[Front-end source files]

== == ==

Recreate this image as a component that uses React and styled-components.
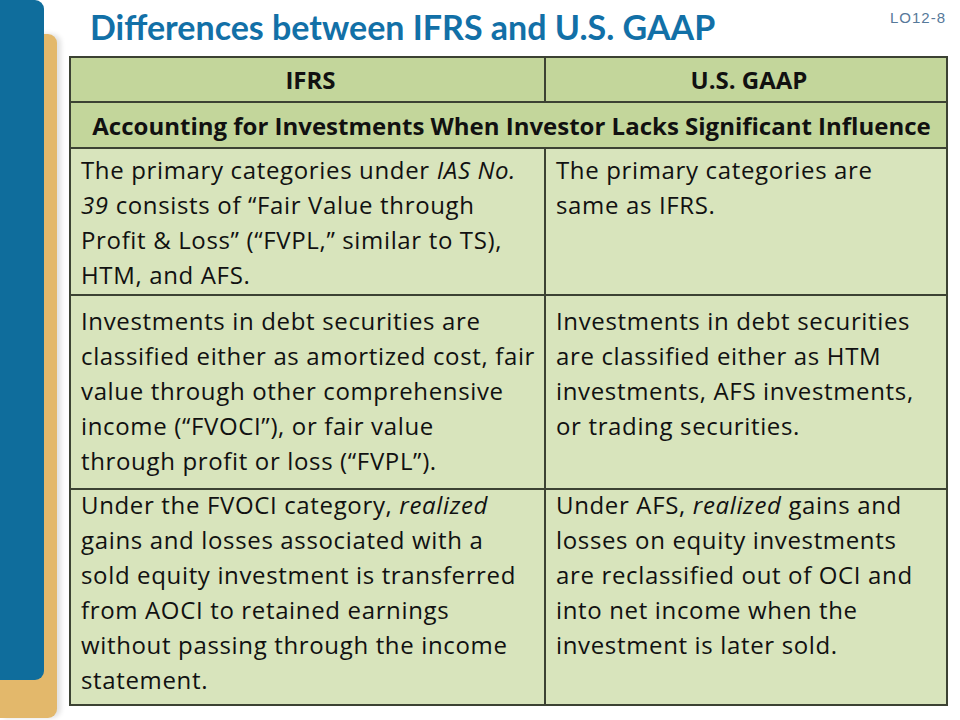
import React from 'react'
import styled, { createGlobalStyle } from 'styled-components';

const Global = createGlobalStyle`
  html, body { margin:0; padding:0; background:#ffffff; }
  body { font-family: "Open Sans", Lato, sans-serif; }
`;

const Slide = styled.div`
  width:960px;
  height:720px;
  display:flex;
  overflow:hidden;
  background:#ffffff;
`;

const Rail = styled.div`
  position:relative;
  width:57px;
  flex:none;
`;

const GoldBar = styled.div`
  margin-top:34px;
  height:684px;
  width:57px;
  background:#e3b86b;
  border-radius:0 9px 9px 0;
  box-shadow: 4px 0 5px rgba(0,0,0,0.12);
`;

const BlueBar = styled.div`
  position:absolute;
  left:0;
  top:0;
  width:44px;
  height:680px;
  background:#0f6d9c;
  border-radius:0 9px 9px 0;
`;

const Main = styled.div`
  flex:1;
  display:flex;
  flex-direction:column;
  padding-left:12px;
`;

const Header = styled.div`
  height:56px;
  display:flex;
  justify-content:space-between;
  align-items:flex-start;
`;

const Title = styled.h1`
  margin:6px 0 0 21px;
  font-family:Lato, "Open Sans", sans-serif;
  font-size:34px;
  font-weight:700;
  color:#1270a7;
  line-height:42px;
  white-space:nowrap;
`;

const Tag = styled.div`
  margin:9px 14px 0 0;
  font-family:"Liberation Sans", Arial, sans-serif;
  font-size:15px;
  letter-spacing:1px;
  color:#56799a;
`;

const Table = styled.table`
  width:877px;
  border-collapse:collapse;
  table-layout:fixed;
`;

const Cell = styled.td`
  border:2px solid #3c4233;
  background:${({head})=>head ? '#c3d69b' : '#d8e4bc'};
  height:${({h})=>h}px;
  padding:0 4px 0 10px;
  vertical-align:${({head})=>head ? 'middle' : 'top'};
  text-align:${({head})=>head ? 'center' : 'left'};
  font-weight:${({head})=>head ? 700 : 400};
  font-size:24px;
  letter-spacing:${({head})=>head ? 0 : 0.65}px;
  line-height:35px;
  color:#111111;
  white-space:nowrap;
  box-sizing:border-box;
`;

const Text = styled.div`
  margin-top:${({offset})=>offset}px;
`;

const rows = [
  {
    h:147, offset:3,
    left:[<>The primary categories under <i>IAS No.</i></>, <><i>39</i> consists of “Fair Value through</>, <>Profit &amp; Loss” (“FVPL,” similar to TS),</>, <>HTM, and AFS.</>],
    right:['The primary categories are','same as IFRS.'],
  },
  {
    h:194, offset:7,
    left:['Investments in debt securities are','classified either as amortized cost, fair','value through other comprehensive','income (“FVOCI”), or fair value','through profit or loss (“FVPL”).'],
    right:['Investments in debt securities','are classified either as HTM','investments, AFS investments,','or trading securities.'],
  },
  {
    h:216, offset:-3,
    left:[<>Under the FVOCI category, <i>realized</i></>, 'gains and losses associated with a','sold equity investment is transferred','from AOCI to retained earnings','without passing through the income','statement.'],
    right:[<>Under AFS, <i>realized</i> gains and</>, 'losses on equity investments','are reclassified out of OCI and','into net income when the','investment is later sold.'],
  },
];

const Lines = ({items, offset}) => (
  <Text offset={offset}>
    {items.map((l,i)=>(<React.Fragment key={i}>{l}{i<items.length-1 && <br/>}</React.Fragment>))}
  </Text>
);

export default function App(){
  return (
    <Slide>
      <Global/>
      <Rail>
        <GoldBar/>
        <BlueBar/>
      </Rail>
      <Main>
        <Header>
          <Title>Differences between IFRS and U.S. GAAP</Title>
          <Tag>LO12-8</Tag>
        </Header>
        <Table>
          <colgroup>
            <col style={{width:'475px'}}/>
            <col style={{width:'402px'}}/>
          </colgroup>
          <tbody>
            <tr>
              <Cell head h={45}>IFRS</Cell>
              <Cell head h={45}>U.S. GAAP</Cell>
            </tr>
            <tr>
              <Cell head h={46} colSpan={2}>Accounting for Investments When Investor Lacks Significant Influence</Cell>
            </tr>
            {rows.map((r,i)=>(
              <tr key={i}>
                <Cell h={r.h}><Lines items={r.left} offset={r.offset}/></Cell>
                <Cell h={r.h}><Lines items={r.right} offset={r.offset}/></Cell>
              </tr>
            ))}
          </tbody>
        </Table>
      </Main>
    </Slide>
  )
}
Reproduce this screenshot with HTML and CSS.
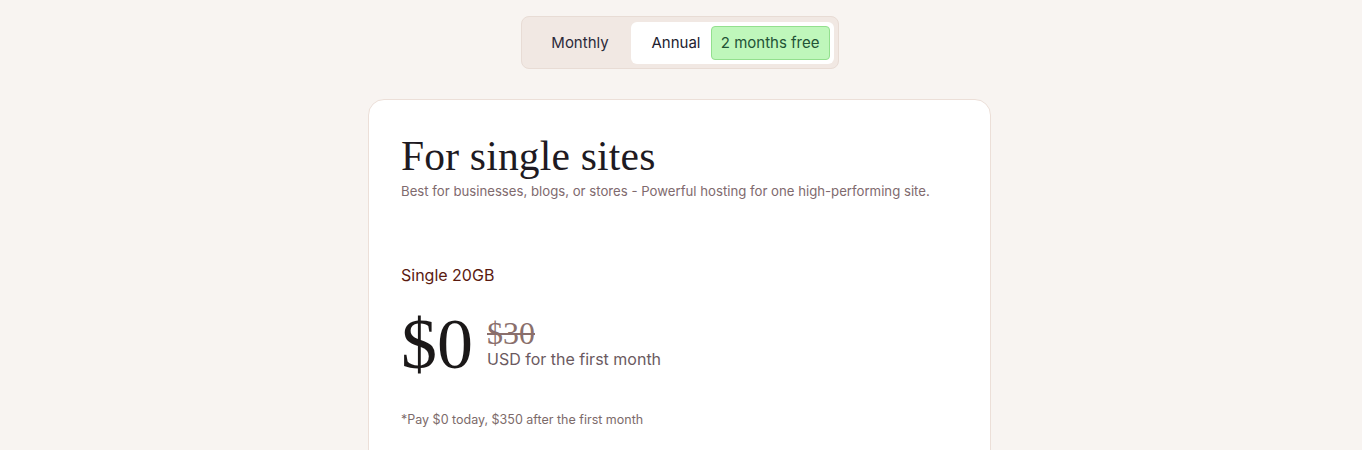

== == ==

Repeat each entry above word for word, leaving every picture out.

Recreate this image as a component that uses React and styled-components.
import React from 'react'
import styled, { createGlobalStyle } from 'styled-components';

const Global = createGlobalStyle`
  html, body { margin:0; padding:0; background:#ffffff; }
  body { font-family: "Open Sans", Lato, sans-serif; }
`;

const Slide = styled.div`
  width:960px;
  height:720px;
  display:flex;
  overflow:hidden;
  background:#ffffff;
`;

const Rail = styled.div`
  position:relative;
  width:57px;
  flex:none;
`;

const GoldBar = styled.div`
  margin-top:34px;
  height:684px;
  width:57px;
  background:#e3b86b;
  border-radius:0 9px 9px 0;
  box-shadow: 4px 0 5px rgba(0,0,0,0.12);
`;

const BlueBar = styled.div`
  position:absolute;
  left:0;
  top:0;
  width:44px;
  height:680px;
  background:#0f6d9c;
  border-radius:0 9px 9px 0;
`;

const Main = styled.div`
  flex:1;
  display:flex;
  flex-direction:column;
  padding-left:12px;
`;

const Header = styled.div`
  height:56px;
  display:flex;
  justify-content:space-between;
  align-items:flex-start;
`;

const Title = styled.h1`
  margin:6px 0 0 21px;
  font-family:Lato, "Open Sans", sans-serif;
  font-size:34px;
  font-weight:700;
  color:#1270a7;
  line-height:42px;
  white-space:nowrap;
`;

const Tag = styled.div`
  margin:9px 14px 0 0;
  font-family:"Liberation Sans", Arial, sans-serif;
  font-size:15px;
  letter-spacing:1px;
  color:#56799a;
`;

const Table = styled.table`
  width:877px;
  border-collapse:collapse;
  table-layout:fixed;
`;

const Cell = styled.td`
  border:2px solid #3c4233;
  background:${({head})=>head ? '#c3d69b' : '#d8e4bc'};
  height:${({h})=>h}px;
  padding:0 4px 0 10px;
  vertical-align:${({head})=>head ? 'middle' : 'top'};
  text-align:${({head})=>head ? 'center' : 'left'};
  font-weight:${({head})=>head ? 700 : 400};
  font-size:24px;
  letter-spacing:${({head})=>head ? 0 : 0.65}px;
  line-height:35px;
  color:#111111;
  white-space:nowrap;
  box-sizing:border-box;
`;

const Text = styled.div`
  margin-top:${({offset})=>offset}px;
`;

const rows = [
  {
    h:147, offset:3,
    left:[<>The primary categories under <i>IAS No.</i></>, <><i>39</i> consists of “Fair Value through</>, <>Profit &amp; Loss” (“FVPL,” similar to TS),</>, <>HTM, and AFS.</>],
    right:['The primary categories are','same as IFRS.'],
  },
  {
    h:194, offset:7,
    left:['Investments in debt securities are','classified either as amortized cost, fair','value through other comprehensive','income (“FVOCI”), or fair value','through profit or loss (“FVPL”).'],
    right:['Investments in debt securities','are classified either as HTM','investments, AFS investments,','or trading securities.'],
  },
  {
    h:216, offset:-3,
    left:[<>Under the FVOCI category, <i>realized</i></>, 'gains and losses associated with a','sold equity investment is transferred','from AOCI to retained earnings','without passing through the income','statement.'],
    right:[<>Under AFS, <i>realized</i> gains and</>, 'losses on equity investments','are reclassified out of OCI and','into net income when the','investment is later sold.'],
  },
];

const Lines = ({items, offset}) => (
  <Text offset={offset}>
    {items.map((l,i)=>(<React.Fragment key={i}>{l}{i<items.length-1 && <br/>}</React.Fragment>))}
  </Text>
);

export default function App(){
  return (
    <Slide>
      <Global/>
      <Rail>
        <GoldBar/>
        <BlueBar/>
      </Rail>
      <Main>
        <Header>
          <Title>Differences between IFRS and U.S. GAAP</Title>
          <Tag>LO12-8</Tag>
        </Header>
        <Table>
          <colgroup>
            <col style={{width:'475px'}}/>
            <col style={{width:'402px'}}/>
          </colgroup>
          <tbody>
            <tr>
              <Cell head h={45}>IFRS</Cell>
              <Cell head h={45}>U.S. GAAP</Cell>
            </tr>
            <tr>
              <Cell head h={46} colSpan={2}>Accounting for Investments When Investor Lacks Significant Influence</Cell>
            </tr>
            {rows.map((r,i)=>(
              <tr key={i}>
                <Cell h={r.h}><Lines items={r.left} offset={r.offset}/></Cell>
                <Cell h={r.h}><Lines items={r.right} offset={r.offset}/></Cell>
              </tr>
            ))}
          </tbody>
        </Table>
      </Main>
    </Slide>
  )
}
Reproduce this screenshot with HTML and CSS.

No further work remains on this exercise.